* [SHORT PROBLEM]
Pictures aside, quote the whole listing exactly.

* [GIVEN DATA]
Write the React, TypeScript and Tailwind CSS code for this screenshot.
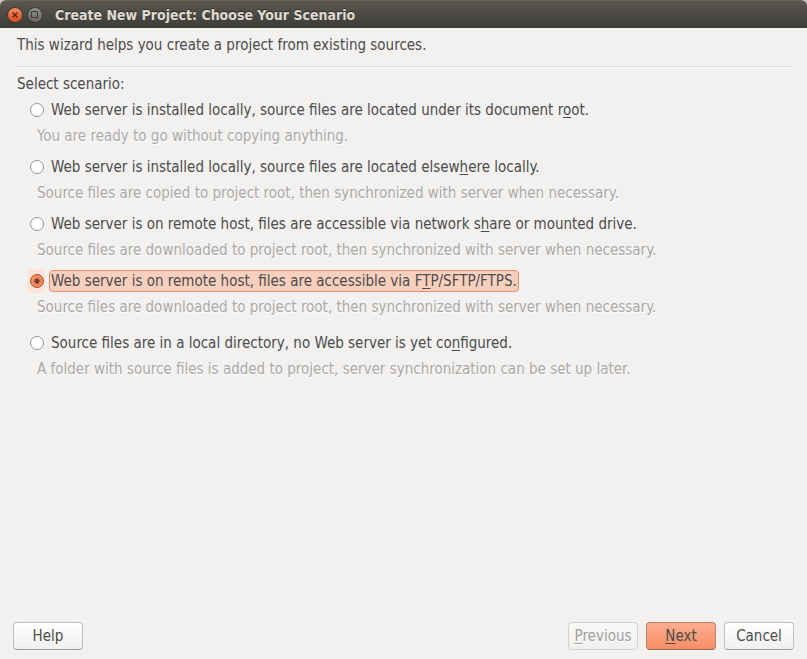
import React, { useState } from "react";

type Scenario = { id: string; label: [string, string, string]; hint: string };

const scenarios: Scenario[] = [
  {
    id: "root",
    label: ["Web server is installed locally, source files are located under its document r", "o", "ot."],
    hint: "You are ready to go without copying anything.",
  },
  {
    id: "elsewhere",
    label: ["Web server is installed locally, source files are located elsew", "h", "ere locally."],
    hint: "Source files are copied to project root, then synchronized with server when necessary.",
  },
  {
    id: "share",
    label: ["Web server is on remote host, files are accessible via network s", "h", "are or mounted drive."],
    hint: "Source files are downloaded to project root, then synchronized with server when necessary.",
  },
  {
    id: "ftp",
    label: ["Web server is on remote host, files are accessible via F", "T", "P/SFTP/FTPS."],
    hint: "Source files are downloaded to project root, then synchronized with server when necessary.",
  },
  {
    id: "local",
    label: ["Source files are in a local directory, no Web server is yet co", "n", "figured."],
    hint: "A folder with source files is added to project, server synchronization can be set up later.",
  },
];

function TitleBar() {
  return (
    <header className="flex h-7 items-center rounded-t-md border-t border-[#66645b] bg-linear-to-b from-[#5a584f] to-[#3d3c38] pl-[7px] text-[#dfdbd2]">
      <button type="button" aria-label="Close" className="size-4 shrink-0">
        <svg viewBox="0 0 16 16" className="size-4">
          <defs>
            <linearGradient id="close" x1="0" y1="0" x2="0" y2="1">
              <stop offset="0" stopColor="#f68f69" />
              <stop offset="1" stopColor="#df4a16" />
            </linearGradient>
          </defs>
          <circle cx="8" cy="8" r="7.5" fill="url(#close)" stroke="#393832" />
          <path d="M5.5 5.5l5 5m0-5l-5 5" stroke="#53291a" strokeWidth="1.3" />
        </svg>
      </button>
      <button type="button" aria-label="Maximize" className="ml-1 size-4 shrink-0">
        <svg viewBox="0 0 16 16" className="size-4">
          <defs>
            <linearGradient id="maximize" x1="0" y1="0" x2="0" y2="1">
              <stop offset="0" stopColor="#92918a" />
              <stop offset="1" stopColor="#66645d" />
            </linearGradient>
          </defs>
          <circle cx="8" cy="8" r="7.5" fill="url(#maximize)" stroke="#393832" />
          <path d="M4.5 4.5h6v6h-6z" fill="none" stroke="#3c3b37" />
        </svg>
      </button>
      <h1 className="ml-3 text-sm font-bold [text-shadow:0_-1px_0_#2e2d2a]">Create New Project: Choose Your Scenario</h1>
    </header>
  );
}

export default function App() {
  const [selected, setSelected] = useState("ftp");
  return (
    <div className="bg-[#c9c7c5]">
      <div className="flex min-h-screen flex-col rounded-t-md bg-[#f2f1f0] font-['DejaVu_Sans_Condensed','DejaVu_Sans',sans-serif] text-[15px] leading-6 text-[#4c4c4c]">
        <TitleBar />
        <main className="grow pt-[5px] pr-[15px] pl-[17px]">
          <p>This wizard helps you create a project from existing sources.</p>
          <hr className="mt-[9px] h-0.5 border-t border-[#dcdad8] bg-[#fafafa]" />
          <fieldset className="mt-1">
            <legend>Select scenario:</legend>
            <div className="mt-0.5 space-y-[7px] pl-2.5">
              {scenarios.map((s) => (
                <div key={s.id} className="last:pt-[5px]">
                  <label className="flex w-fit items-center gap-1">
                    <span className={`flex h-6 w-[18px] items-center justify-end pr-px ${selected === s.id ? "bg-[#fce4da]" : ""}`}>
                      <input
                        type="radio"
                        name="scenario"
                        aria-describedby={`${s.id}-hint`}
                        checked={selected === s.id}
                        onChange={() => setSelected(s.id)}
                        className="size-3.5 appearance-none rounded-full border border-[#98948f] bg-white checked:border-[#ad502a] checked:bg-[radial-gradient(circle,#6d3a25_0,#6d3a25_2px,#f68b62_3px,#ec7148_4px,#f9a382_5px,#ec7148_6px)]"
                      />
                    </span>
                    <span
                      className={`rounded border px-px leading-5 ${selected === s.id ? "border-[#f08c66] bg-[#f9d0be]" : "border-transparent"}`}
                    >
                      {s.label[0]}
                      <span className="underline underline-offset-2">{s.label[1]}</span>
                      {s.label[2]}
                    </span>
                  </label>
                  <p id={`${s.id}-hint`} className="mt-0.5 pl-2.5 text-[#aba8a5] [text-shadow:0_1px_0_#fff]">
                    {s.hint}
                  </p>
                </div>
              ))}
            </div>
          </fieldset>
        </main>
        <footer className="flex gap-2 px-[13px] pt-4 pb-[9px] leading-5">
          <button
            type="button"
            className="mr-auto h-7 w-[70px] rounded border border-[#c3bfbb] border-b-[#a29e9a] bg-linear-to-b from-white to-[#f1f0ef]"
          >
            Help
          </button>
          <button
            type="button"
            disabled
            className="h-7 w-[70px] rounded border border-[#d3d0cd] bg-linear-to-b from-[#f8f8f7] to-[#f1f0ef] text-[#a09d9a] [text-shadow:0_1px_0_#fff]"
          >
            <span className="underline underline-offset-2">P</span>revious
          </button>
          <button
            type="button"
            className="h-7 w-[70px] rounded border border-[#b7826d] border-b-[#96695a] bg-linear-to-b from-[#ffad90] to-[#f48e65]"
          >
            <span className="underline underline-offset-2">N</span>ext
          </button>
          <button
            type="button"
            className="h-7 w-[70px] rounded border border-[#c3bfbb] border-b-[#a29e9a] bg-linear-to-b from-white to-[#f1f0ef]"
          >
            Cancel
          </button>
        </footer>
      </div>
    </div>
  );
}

* [COMPLETED TASK]
Write the React, TypeScript and Tailwind CSS code for this screenshot.
import React, { useState } from "react";

type Scenario = { id: string; label: [string, string, string]; hint: string };

const scenarios: Scenario[] = [
  {
    id: "root",
    label: ["Web server is installed locally, source files are located under its document r", "o", "ot."],
    hint: "You are ready to go without copying anything.",
  },
  {
    id: "elsewhere",
    label: ["Web server is installed locally, source files are located elsew", "h", "ere locally."],
    hint: "Source files are copied to project root, then synchronized with server when necessary.",
  },
  {
    id: "share",
    label: ["Web server is on remote host, files are accessible via network s", "h", "are or mounted drive."],
    hint: "Source files are downloaded to project root, then synchronized with server when necessary.",
  },
  {
    id: "ftp",
    label: ["Web server is on remote host, files are accessible via F", "T", "P/SFTP/FTPS."],
    hint: "Source files are downloaded to project root, then synchronized with server when necessary.",
  },
  {
    id: "local",
    label: ["Source files are in a local directory, no Web server is yet co", "n", "figured."],
    hint: "A folder with source files is added to project, server synchronization can be set up later.",
  },
];

function TitleBar() {
  return (
    <header className="flex h-7 items-center rounded-t-md border-t border-[#66645b] bg-linear-to-b from-[#5a584f] to-[#3d3c38] pl-[7px] text-[#dfdbd2]">
      <button type="button" aria-label="Close" className="size-4 shrink-0">
        <svg viewBox="0 0 16 16" className="size-4">
          <defs>
            <linearGradient id="close" x1="0" y1="0" x2="0" y2="1">
              <stop offset="0" stopColor="#f68f69" />
              <stop offset="1" stopColor="#df4a16" />
            </linearGradient>
          </defs>
          <circle cx="8" cy="8" r="7.5" fill="url(#close)" stroke="#393832" />
          <path d="M5.5 5.5l5 5m0-5l-5 5" stroke="#53291a" strokeWidth="1.3" />
        </svg>
      </button>
      <button type="button" aria-label="Maximize" className="ml-1 size-4 shrink-0">
        <svg viewBox="0 0 16 16" className="size-4">
          <defs>
            <linearGradient id="maximize" x1="0" y1="0" x2="0" y2="1">
              <stop offset="0" stopColor="#92918a" />
              <stop offset="1" stopColor="#66645d" />
            </linearGradient>
          </defs>
          <circle cx="8" cy="8" r="7.5" fill="url(#maximize)" stroke="#393832" />
          <path d="M4.5 4.5h6v6h-6z" fill="none" stroke="#3c3b37" />
        </svg>
      </button>
      <h1 className="ml-3 text-sm font-bold [text-shadow:0_-1px_0_#2e2d2a]">Create New Project: Choose Your Scenario</h1>
    </header>
  );
}

export default function App() {
  const [selected, setSelected] = useState("ftp");
  return (
    <div className="bg-[#c9c7c5]">
      <div className="flex min-h-screen flex-col rounded-t-md bg-[#f2f1f0] font-['DejaVu_Sans_Condensed','DejaVu_Sans',sans-serif] text-[15px] leading-6 text-[#4c4c4c]">
        <TitleBar />
        <main className="grow pt-[5px] pr-[15px] pl-[17px]">
          <p>This wizard helps you create a project from existing sources.</p>
          <hr className="mt-[9px] h-0.5 border-t border-[#dcdad8] bg-[#fafafa]" />
          <fieldset className="mt-1">
            <legend>Select scenario:</legend>
            <div className="mt-0.5 space-y-[7px] pl-2.5">
              {scenarios.map((s) => (
                <div key={s.id} className="last:pt-[5px]">
                  <label className="flex w-fit items-center gap-1">
                    <span className={`flex h-6 w-[18px] items-center justify-end pr-px ${selected === s.id ? "bg-[#fce4da]" : ""}`}>
                      <input
                        type="radio"
                        name="scenario"
                        aria-describedby={`${s.id}-hint`}
                        checked={selected === s.id}
                        onChange={() => setSelected(s.id)}
                        className="size-3.5 appearance-none rounded-full border border-[#98948f] bg-white checked:border-[#ad502a] checked:bg-[radial-gradient(circle,#6d3a25_0,#6d3a25_2px,#f68b62_3px,#ec7148_4px,#f9a382_5px,#ec7148_6px)]"
                      />
                    </span>
                    <span
                      className={`rounded border px-px leading-5 ${selected === s.id ? "border-[#f08c66] bg-[#f9d0be]" : "border-transparent"}`}
                    >
                      {s.label[0]}
                      <span className="underline underline-offset-2">{s.label[1]}</span>
                      {s.label[2]}
                    </span>
                  </label>
                  <p id={`${s.id}-hint`} className="mt-0.5 pl-2.5 text-[#aba8a5] [text-shadow:0_1px_0_#fff]">
                    {s.hint}
                  </p>
                </div>
              ))}
            </div>
          </fieldset>
        </main>
        <footer className="flex gap-2 px-[13px] pt-4 pb-[9px] leading-5">
          <button
            type="button"
            className="mr-auto h-7 w-[70px] rounded border border-[#c3bfbb] border-b-[#a29e9a] bg-linear-to-b from-white to-[#f1f0ef]"
          >
            Help
          </button>
          <button
            type="button"
            disabled
            className="h-7 w-[70px] rounded border border-[#d3d0cd] bg-linear-to-b from-[#f8f8f7] to-[#f1f0ef] text-[#a09d9a] [text-shadow:0_1px_0_#fff]"
          >
            <span className="underline underline-offset-2">P</span>revious
          </button>
          <button
            type="button"
            className="h-7 w-[70px] rounded border border-[#b7826d] border-b-[#96695a] bg-linear-to-b from-[#ffad90] to-[#f48e65]"
          >
            <span className="underline underline-offset-2">N</span>ext
          </button>
          <button
            type="button"
            className="h-7 w-[70px] rounded border border-[#c3bfbb] border-b-[#a29e9a] bg-linear-to-b from-white to-[#f1f0ef]"
          >
            Cancel
          </button>
        </footer>
      </div>
    </div>
  );
}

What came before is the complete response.